The purchase option through June 30, 2007 gives Nautilus time to complete necessary due diligence and enter into definitive agreements, while extending procurement cost reductions through 2007. The agreement also includes rebates for the period of January 1, 2006 to June, 30, 2007, which will continue through December 31, 2007 upon exercise of the purchase option. Consideration for the acquisition is approximately $72 million in cash and stock with an anticipated closing date of December 31, 2007. The acquisition is expected to improve company gross margins by 1.5-2.0 percentage points in 2008.

“The prospect of acquiring Land America is a significant step toward our goal of achieving 11-14 percent operating margins in the next three years, and positioning our company for long-term competitiveness in the global fitness industry,” said Gregg Hammann, Chairman and CEO of Nautilus, Inc.

“Diversifying our manufacturing supply chain is the next logical step after diversifying our brands and channels to prepare for a rhythm of sustainable and profitable growth.

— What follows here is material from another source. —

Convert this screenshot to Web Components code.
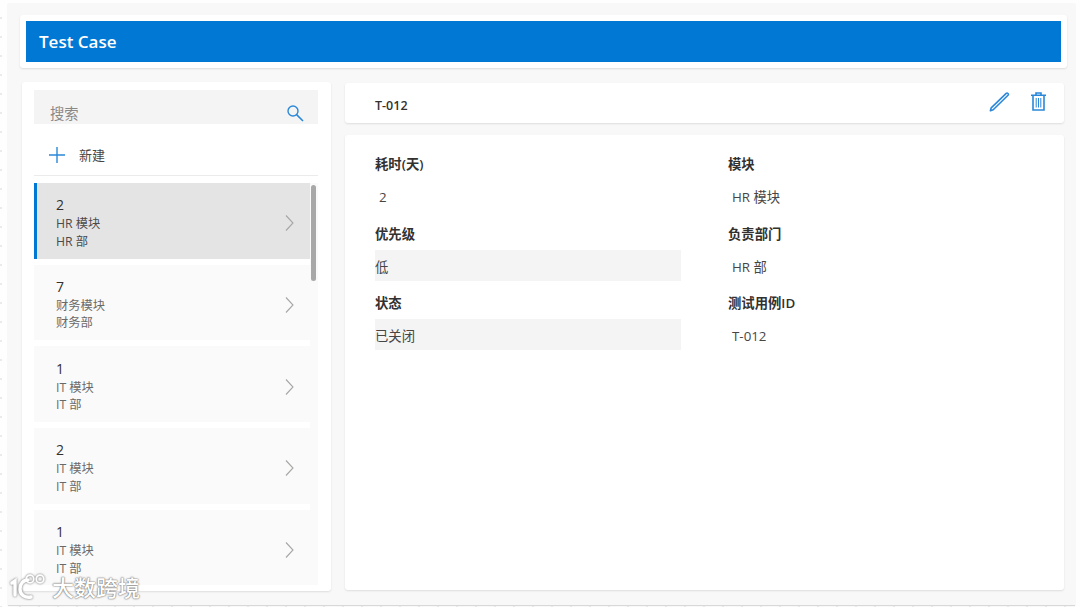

In addition to margin improvement, vertical ownership presents an opportunity to further control intellectual property, quality, and flow of goods from Asia, where three-fourths of our equipment is manufactured today.”

Land America has manufactured the Bowflex home exercise gyms for more than eight years and began manufacturing Bowflex TreadClimber cardio trainers for the company last year. The purchase option of Land America involves four modern buildings with approximately 700,000 square feet of manufacturing floor space on a 15-acre site in an economic development zone near Xiamen, China, as well as a trading company, Treuriver Investments Ltd. Land America was honored by Nautilus last spring as its supplier of the year for routinely meeting Nautilus standards for quality and delivery.

Hammann said the company will continue to work with its other contract manufacturing partners in Asia and its two domestic manufacturing plants to drive growth and improve margins.

“A diversified manufacturing and supply base is important to maximizing our margin potential and to mitigate supply risks as we grow our business. The combination of strategic partnerships with key suppliers, along with domestic and international manufacturing, helps us accomplish that goal.”